In the 1990s, Pork was a popular gay night spot. In a single venue a needy guy could score a hot man and hot art—made on the premises. When Pork, after a glorious run at the LURE and the Eagle, went under, LLGAF gave its remaining artwork, which otherwise would have been trashed, a home (courtesy of Pork’s John Lovett and the artists themselves). Among this remarkable cache are several works by Boyway, rougher in technique and subject matter than his well-known illustrations. I’m partial to a piece by Pork artist M.L. Scott in which cops line up (instead of perps) behind the ass of a hot young guy to which one of their number is applying rough justice.

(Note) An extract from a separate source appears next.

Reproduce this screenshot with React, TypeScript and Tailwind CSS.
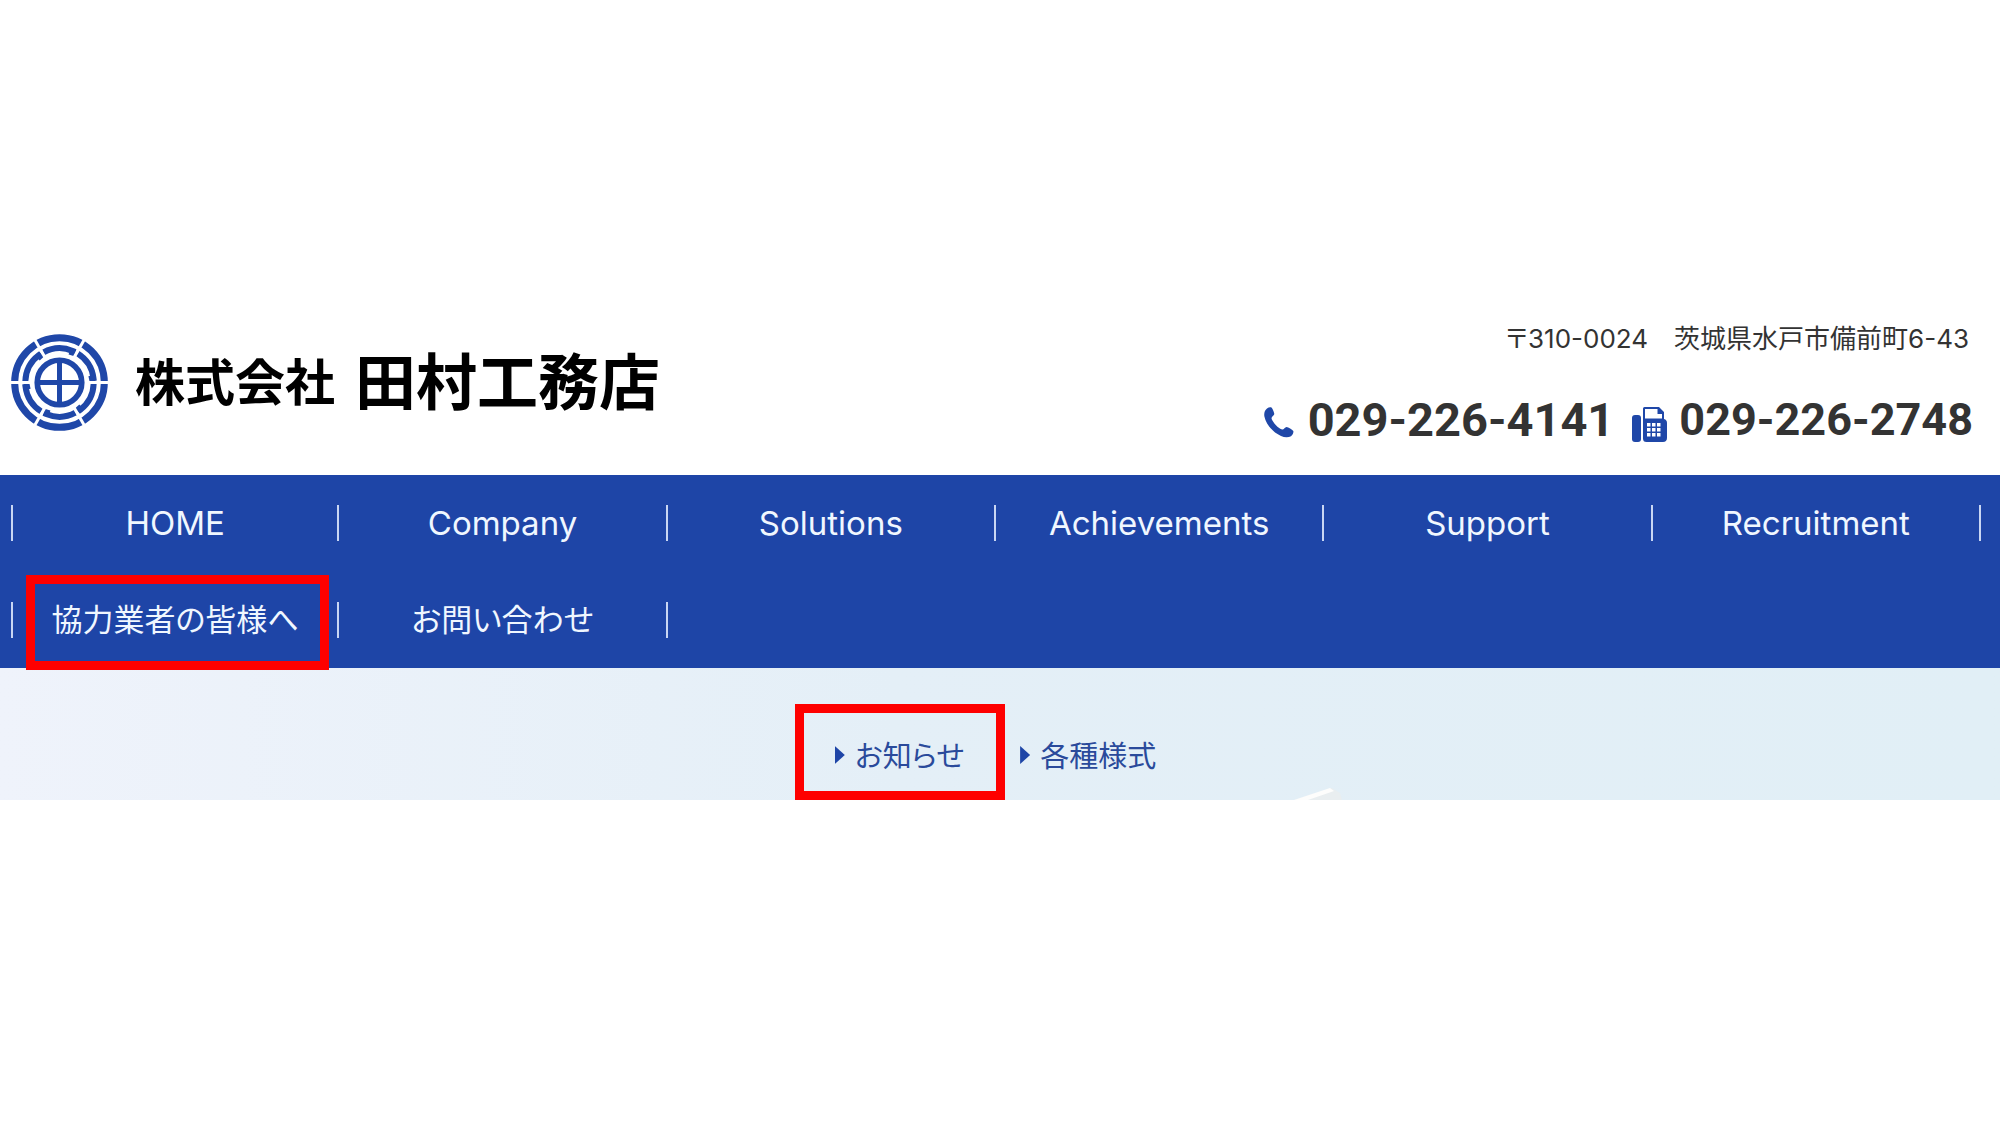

A group of nocturnal works by pioneering homoerotic artist Neel Bate (Blade) seems to unfold in a gay establishment of yet another era, post-Stonewall and pre-AIDS. Almost gothic in feel, the drawings plumb dark subject matter with a darkness of means not typical of Bate’s earlier, sunnier mid-century Americana. Employing colored pencil on black paper, their coupling figures seem apparitions, phantoms that only extreme hunger has been able to wrest from the universal black of this back room. Bate was never a cock-tease. In each drawing a male organ, big, swollen and angry, provides a fulcrum—or a few do. In one, on an oval of black, a trinity of erections comes together over the head of a kneeling supplicant, his highlighted face beatific with the calm that can only come between bouts of uncontrollable lust.

Lust also transfigures the face of a man in a David Livingston drawing—with very different results. Bent over, ready to receive what the man standing behind him is poised to deliver, his ravening want has pushed him back a rung or several on the evolutionary ladder. The subhuman articulation of his face recalls parallels in the work of Francis Bacon, or the Pablo Picasso of Les Demoiselles d’Avignon, and in African masks. Masks of all cultures have influenced the work of Mel Odom. The hero of Odom’s piece in Dark Ride, leather jacket open and erection waving in the narcotic air, poses with his evolutionary forbearer, a white monkey, right there on his back. Is sex his addiction? With his dark wavy hair, pale skin, hooded eyes, exotic tattoos, and the smoke curling up from the end of his cigarette, this seducer wouldn’t be out of place in an opium den. But his hard-on seems to be pointing him in the same general direction that all the other studs of Dark Ride are headed. Follow them if you dare.